Saturday, December 13, 2014

Hiring Laterals With an Eye on Business Development

The selection of lateral partners has long been the exclusive domain of lawyers. Not only are lawyers best able to evaluate the legal skills and reputation of another attorney, but determining with whom you would like to practice law in a partnership is an intensely personal choice. It's no surprise most firms keep lateral recruiting a lawyer driven and managed process.

But should they?

REMAKING THE OLD MODEL
Innovative law firms are increasingly bringing other disciplines into the lateral recruiting, selection, due diligence and integration processes. In particular, business development professionals are being embedded throughout the process. Firms are using their marketing professionals to assess a candidate's business development acumen, evaluate client portability, pitch the firm more effectively and develop more strategic integration and marketing plans.

"Embedding us early in the process improves the ROI of the lateral because they start their plan the day they begin at the firm and it puts us 25 steps ahead," said David Kaufman, director of regional sales, U.S. and international offices for Nixon Peabody LLP. "It radically improves the integration process."
Business development professionals are also being called on to assess the business development strengths of candidates. Should a lateral's client not port over, firms want assurances that the lateral has the business development skills to build a new book of business.

"Attorneys tend to focus on the legal skill sets of attorneys and how they will fit in to the practice," said Keith Solar, San Diego office managing partner for Buchanan, Ingersoll and Rooney PC. "Our [business development] folks add value to the process by figuring out who really knows how to develop business."
Some firms, unhappy with the results of their lateral recruiting efforts, have even turned to marketing to re-engineer the entire process. That's what Mintz Levin did and the results have exceeded their expectations. Tapped by the firm's managing partner, Amy Fowler, Mintz Levin's chief marketing officer, mapped and examined the process starting from their relationships with recruiting firms and working through to the lateral's integration into the firm.

She found a need to deepen recruiting firm relationships, improve communication with the recruiters and tighten up the interviewing and integration processes. The changes she and Shannon Davis, director of legal recruiting, implemented include a mandatory lateral office tour facilitated by a dedicated business development manager, redesigning the interview process to ensure each attorney has a specific role in the interview and reorganizing the marketing group to better support laterals.

A NEW KIND OF LATERAL COMMITTEE
To manage the process, Fowler created a lateral recruiting committee made up of herself, the office managing partners, the firm's chief operating officer, the director of recruiting. The committee oversees every aspect of the process from interviewing and selection to managing any challenges that arise during the integration process.

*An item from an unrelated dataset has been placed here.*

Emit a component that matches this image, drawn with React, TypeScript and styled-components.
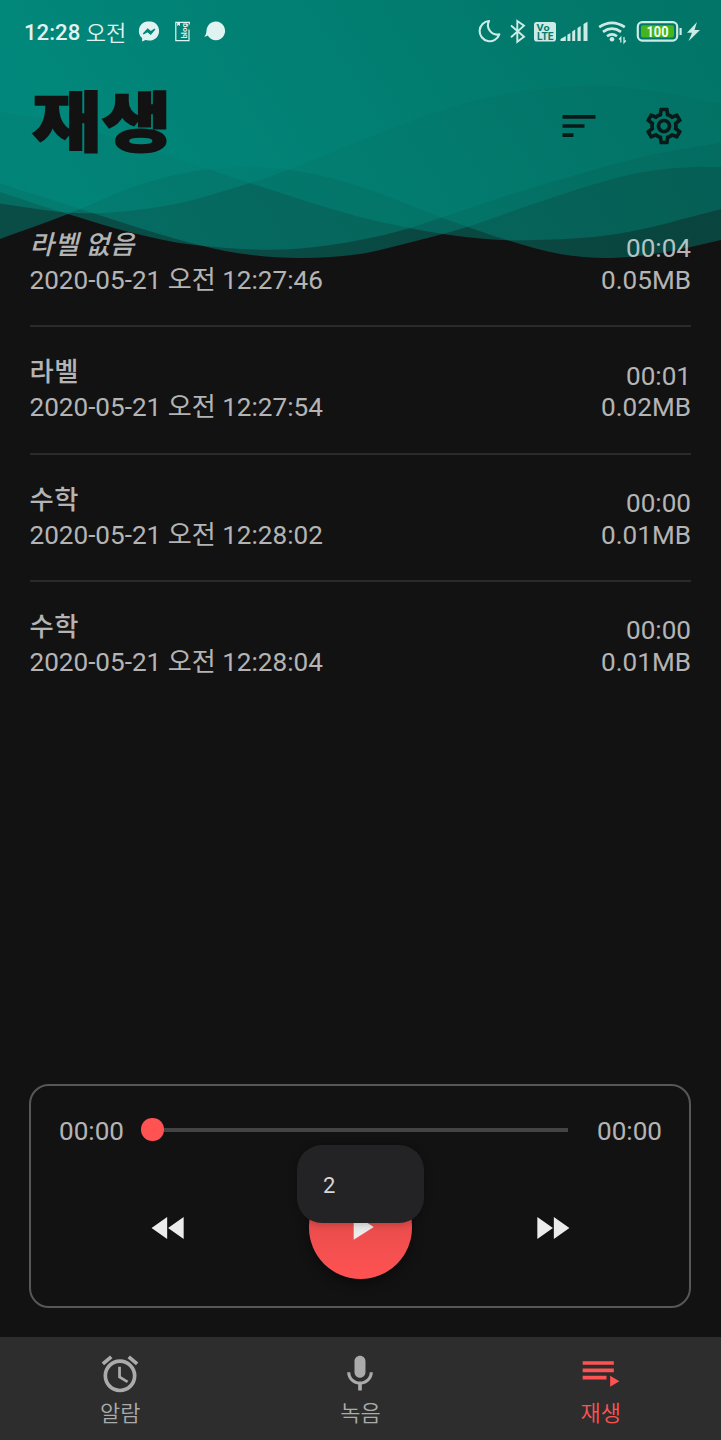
import React from "react";
import styled, { createGlobalStyle } from "styled-components";
import { MdSort, MdOutlineSettings, MdAccessAlarm, MdMic, MdFastForward, MdFastRewind, MdPlayArrow } from "react-icons/md";

const GlobalStyle = createGlobalStyle`
  * { box-sizing: border-box; }
  body { margin: 0; background: #121212; }
`;

const Screen = styled.div`
  position: relative;
  width: 721px;
  height: 1440px;
  overflow: hidden;
  display: flex;
  flex-direction: column;
  background: #121212;
  color: rgba(255, 255, 255, 0.7);
  font-family: Roboto, "Noto Sans CJK KR", sans-serif;
`;

const WaveArt = styled.svg`
  position: absolute;
  top: 0;
  left: 0;
`;

const StatusBar = styled.div`
  position: relative;
  height: 64px;
  padding: 0 20px 0 24px;
  display: flex;
  align-items: center;
  justify-content: space-between;
  color: #e0f3f0;
`;

const Clock = styled.div`
  width: 204px;
  display: flex;
  align-items: center;
  font-size: 22.2px;
  font-weight: 500;
  line-height: 30px;
  white-space: pre;
`;

const Meridiem = styled.span`
  font-family: "Noto Sans CJK KR", sans-serif;
  font-weight: 350;
  font-size: 22px;
  line-height: 28px;
  padding-bottom: 3px;
`;

const NoticeIcons = styled.svg`
  flex: none;
  margin-left: 9.5px;
`;

const Header = styled.header`
  position: relative;
  height: 136px;
  padding: 0 35px 0 31.5px;
  display: flex;
  justify-content: space-between;
  color: #121212;
`;

const Title = styled.h1`
  margin: 0;
  padding-top: 6px;
  height: 110px;
  font-family: "Noto Sans CJK KR", sans-serif;
  font-size: 75px;
  line-height: 96px;
  font-weight: 900;
  transform: scale(1.01, 0.865);
  transform-origin: 0 57px;
  -webkit-text-stroke: 1.8px #121212;
`;

const Actions = styled.div`
  display: flex;
  gap: 41px;
  padding-top: 40px;
  color: #071a18;
`;

const List = styled.ul`
  position: relative;
  flex: 1;
  margin: 0;
  padding: 0 30px 0 29.5px;
  list-style: none;
`;

const Row = styled.li`
  height: 127.4px;
  padding-top: 25px;
  display: flex;
  justify-content: space-between;
  border-bottom: 2px solid #2a2a2a;
  font-size: 26.1px;
  &:last-child { border-bottom: 0; }
`;

const Info = styled.div`
  display: flex;
  flex-direction: column;
`;

const Label = styled.div<{ $unset?: boolean }>`
  font-family: "Noto Sans CJK KR", sans-serif;
  font-size: 26.3px;
  font-weight: 500;
  line-height: 36px;
  letter-spacing: 0.5px;
  font-style: ${(p) => (p.$unset ? "italic" : "normal")};
`;

const DateLine = styled.div`
  padding-top: 1px;
  line-height: 37px;
  white-space: nowrap;
`;

const Meta = styled.div`
  padding-top: 8.3px;
  text-align: right;
  line-height: 31.7px;
`;

const Player = styled.section`
  position: relative;
  height: 224px;
  margin: 0 30px 29px 29px;
  padding: 28px 27px 0 28px;
  border: 2px solid #575757;
  border-radius: 20px;
`;

const Seek = styled.div`
  height: 34px;
  display: flex;
  align-items: center;
  justify-content: space-between;
  font-size: 26.1px;
`;

const Track = styled.div`
  flex: 1;
  height: 23px;
  margin: 0 29px 3px 17.5px;
  display: flex;
  align-items: center;
`;

const Thumb = styled.span`
  flex: none;
  width: 22.6px;
  height: 22.6px;
  border-radius: 50%;
  background: #ff5252;
`;

const Rail = styled.span`
  flex: 1;
  height: 4px;
  background: #444;
`;

const Controls = styled.div`
  height: 104px;
  margin: 28px 88px 0 88.4px;
  display: flex;
  align-items: center;
  justify-content: space-between;
  color: #ececec;
`;

const PlayButton = styled.div`
  width: 103.5px;
  height: 103.5px;
  margin-bottom: 2.5px;
  border-radius: 50%;
  display: grid;
  place-items: center;
  background: linear-gradient(#d94848, #ff5252);
  box-shadow: 0 5px 12px rgba(0, 0, 0, 0.4);
`;

const Toast = styled.div`
  position: absolute;
  left: 297px;
  top: 1145px;
  width: 127px;
  height: 78px;
  padding: 2px 0 0 26px;
  display: flex;
  align-items: center;
  border-radius: 25px;
  background: #232325;
  box-shadow: 0 1px 8px rgba(0, 0, 0, 0.25);
  color: #d6d6d6;
  font-size: 22px;
`;

const Nav = styled.nav`
  height: 103px;
  display: flex;
  background: #2d2d2d;
`;

const Tab = styled.div<{ $active?: boolean }>`
  flex: 1;
  padding-top: 15px;
  display: flex;
  flex-direction: column;
  align-items: center;
  color: ${(p) => (p.$active ? "#ff5252" : "#ababab")};
  font-family: "Noto Sans CJK KR", sans-serif;
  font-weight: 350;
  font-size: 22px;
  line-height: 30px;
`;

type Pt = [number, number];

const waves: Pt[][] = [
  [[0, 203.5], [67, 212.5], [117, 212], [180, 203], [250, 183], [290, 169], [360, 141], [430, 114], [500, 95], [590, 85.5], [660, 92], [721, 103.5]],
  [[0, 239], [68, 214], [133, 187], [190, 172], [247, 167.3], [300, 171.5], [360, 186.5], [443, 218], [507, 240], [560, 254], [610, 258], [660, 253], [721, 240]],
  [[0, 192], [68, 214], [133, 233], [187, 244], [255, 249.5], [300, 248.5], [360, 240], [410, 228], [493, 200], [593, 170], [660, 153], [721, 143]],
  [[0, 183.5], [68, 205], [133, 226], [187, 242], [240, 253.5], [300, 258], [360, 254], [400, 245], [467, 227], [527, 206], [593, 184.5], [643, 172], [693, 167], [721, 167]],
  [[0, 112], [67, 123.5], [167, 155], [250, 183], [360, 217], [443, 234], [493, 239.5], [527, 240.3], [593, 237], [643, 229], [721, 209]],
];

// Closes a smooth curve through the points against the top edge.
const wavePath = (pts: Pt[]) => {
  let d = `M0 0L${pts[0][0]} ${pts[0][1]}`;
  for (let i = 0; i < pts.length - 1; i++) {
    const a = pts[Math.max(0, i - 1)];
    const b = pts[i];
    const c = pts[i + 1];
    const e = pts[Math.min(pts.length - 1, i + 2)];
    const h = (c[0] - b[0]) / 3;
    const m1 = (c[1] - a[1]) / (c[0] - a[0]);
    const m2 = (e[1] - b[1]) / (e[0] - b[0]);
    d += `C${b[0] + h} ${b[1] + m1 * h} ${c[0] - h} ${c[1] - m2 * h} ${c[0]} ${c[1]}`;
  }
  return d + "V0Z";
};

const records = [
  { label: "라벨 없음", unset: true, date: "2020-05-21 오전 12:27:46", time: "00:04", size: "0.05MB" },
  { label: "라벨", date: "2020-05-21 오전 12:27:54", time: "00:01", size: "0.02MB" },
  { label: "수학", date: "2020-05-21 오전 12:28:02", time: "00:00", size: "0.01MB" },
  { label: "수학", date: "2020-05-21 오전 12:28:04", time: "00:00", size: "0.01MB" },
];

const Waves = () => (
  <WaveArt width="721" height="262" viewBox="0 0 721 262">
    <defs>
      <linearGradient id="teal" gradientUnits="userSpaceOnUse" x1="100" y1="220" x2="620" y2="-110">
        <stop offset="0" stopColor="#008d80" />
        <stop offset="1" stopColor="#00796b" />
      </linearGradient>
    </defs>
    {waves.map((w, i) => (
      <path key={i} d={wavePath(w)} fill="url(#teal)" fillOpacity="0.48" />
    ))}
  </WaveArt>
);

const Notices = () => (
  <NoticeIcons width="92" height="28" viewBox="136 18 92 28" fill="#e0f3f0">
    <path d="M149 21.2c-5.8 0-10.1 4.2-10.1 9.7 0 3 1.2 5.4 3.2 7.1v3.6l3.4-1.5c1.1.3 2.3.5 3.500.5 5.800 0 10.100-4.200 10.100-9.700s-4.300-9.700-10.100-9.700z" />
    <path d="M143.300 34l4.400-4.800 3 2.500 4.200-2.600-4.300 4.900-3-2.500z" fill="#04877a" stroke="#04877a" strokeWidth="1.300" />
    <path d="M189 29.500V40.700H175.800V22.300H189.300V24.500" fill="none" stroke="#e0f3f0" strokeWidth="1.200" />
    <path d="M177.200 22v4l1.400-1 1.400 1v-4z" />
    <text transform="translate(187.200 38.600) rotate(-90)" fontFamily="Roboto" fontWeight="700" fontSize="8" textLength="15.500" lengthAdjust="spacingAndGlyphs">blog</text>
    <path d="M215.800 21.600a9.300 9.300 0 1 1-8 14c-.9.700-2.200 1.100-3.700.9 1.800-1.200 2.100-2.500 2.400-6 .5-5 4.200-8.900 9.300-8.900z" />
  </NoticeIcons>
);

const SystemIcons = () => (
  <svg width="226" height="30" viewBox="475 17 226 30" fill="none" stroke="#cdebe5">
    <path d="M489 21a10.100 10.100 0 1 0 10.300 13.300 9.300 9.300 0 0 1-10.300-13.300z" strokeWidth="2.100" strokeLinejoin="round" />
    <path d="M511 25.500l13 11.300-6.700 5V21l6.700 4.700-13 11.500" strokeWidth="1.900" />
    <rect x="534" y="22" width="22" height="19.500" rx="2.800" fill="#cdebe5" stroke="none" />
    <text x="536.600" y="31" fontFamily="Roboto" fontWeight="700" fontSize="9.800" fill="#057b70" stroke="none" textLength="13" lengthAdjust="spacingAndGlyphs">Vo</text>
    <text x="537" y="39.800" fontFamily="Roboto" fontWeight="700" fontSize="10" fill="#057b70" stroke="none" textLength="16.500" lengthAdjust="spacingAndGlyphs">LTE</text>
    <g fill="#cdebe5" stroke="none">
      <path d="M560.500 41v-2l5.300-3v5z" />
      <path d="M567.400 34.800l3-1.800V41h-3zM572.200 31.500l3-2v11.500h-3zM577.500 28l3.200-2v15h-3.200zM583.500 24l4-2.200V41h-4z" />
      <circle cx="612" cy="39.300" r="2.300" />
    </g>
    <path d="M599.200 27.200q12.800-8.800 25.600 0M603 31.800q9-6.300 18 0M607 36.300q5-4 10 0" strokeWidth="2.700" />
    <path d="M620.800 42.500v-5l-1.800 2M624 37v5.500l1.800-2" strokeWidth="1.300" />
    <rect x="637.800" y="22.200" width="39.400" height="18.400" rx="4.500" strokeWidth="2.200" />
    <rect x="641" y="25.300" width="33" height="12.200" rx="1.800" fill="#43b51f" stroke="none" />
    <path d="M680.600 28v7" strokeWidth="2.200" />
    <text x="646.500" y="36.500" fontFamily="Roboto" fontWeight="700" fontSize="14" fill="#f4fff4" stroke="none" textLength="22" lengthAdjust="spacingAndGlyphs">100</text>
    <path d="M697 22l-10 10.800h5l-3.500 8.500 11.500-11.200h-5.500z" fill="#cdebe5" stroke="none" />
  </svg>
);

export default function App() {
  return (
    <Screen>
      <GlobalStyle />
      <Waves />
      <StatusBar>
        <Clock>
          12:28 <Meridiem>오전</Meridiem>
          <Notices />
        </Clock>
        <SystemIcons />
      </StatusBar>
      <Header>
        <Title>재생</Title>
        <Actions>
          <MdSort size={44} />
          <MdOutlineSettings size={44} />
        </Actions>
      </Header>
      <List>
        {records.map((r) => (
          <Row key={r.date}>
            <Info>
              <Label $unset={r.unset}>{r.label}</Label>
              <DateLine>{r.date}</DateLine>
            </Info>
            <Meta>
              <div>{r.time}</div>
              <div>{r.size}</div>
            </Meta>
          </Row>
        ))}
      </List>
      <Player>
        <Seek>
          <span>00:00</span>
          <Track>
            <Thumb />
            <Rail />
          </Track>
          <span>00:00</span>
        </Seek>
        <Controls>
          <MdFastRewind size={44} />
          <PlayButton>
            <MdPlayArrow size={44} />
          </PlayButton>
          <MdFastForward size={44} />
        </Controls>
      </Player>
      <Nav>
        <Tab>
          <MdAccessAlarm size={44} />
          알람
        </Tab>
        <Tab>
          <MdMic size={44} />
          녹음
        </Tab>
        <Tab $active>
          <svg width="44" height="44" viewBox="0 0 24 24" fill="currentColor">
            <path d="M19 9H2v2h17V9zm0-4H2v2h17V5zM2 15h13v-2H2v2zm15-2v6l5-3-5-3z" />
          </svg>
          재생
        </Tab>
      </Nav>
      <Toast>2</Toast>
    </Screen>
  );
}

Asked why the lateral recruiting committee was made up of office heads and not practice group leaders, Fowler's answer revealed the deep understanding she and the firm have gained in supporting lateral integration.
"We have a firm strategic plan and it includes the target list of practice experience we are looking for," she offered. "But the laterals will be working and socializing most closely with the people in their office. Having the buy-in of the office managing partners early on really helps ensure there is support for that lateral in that office. It makes a big difference."

One critical aspect to the recruiting process is the lateral's business and marketing plan, the development of which is also starting earlier in the process. David Salisbury, West Coast director of business development at Mintz Levin, interviews every candidate in the western region to assess the lateral's business development skills and build an individualized marketing plan for each lateral.

"Not only have we become pretty accurate in being able to assess a candidate's business development abilities, but the deep dive we do in our interviews helps us map out an integration and marketing plan that makes the best use of the laterals time during their on-boarding," Salisbury said. "It's on their desk the day they start."
Interestingly, the plan emphasizes the opportunities inside the firm for the lateral versus an emphasis on which clients of the lateral the firm can serve.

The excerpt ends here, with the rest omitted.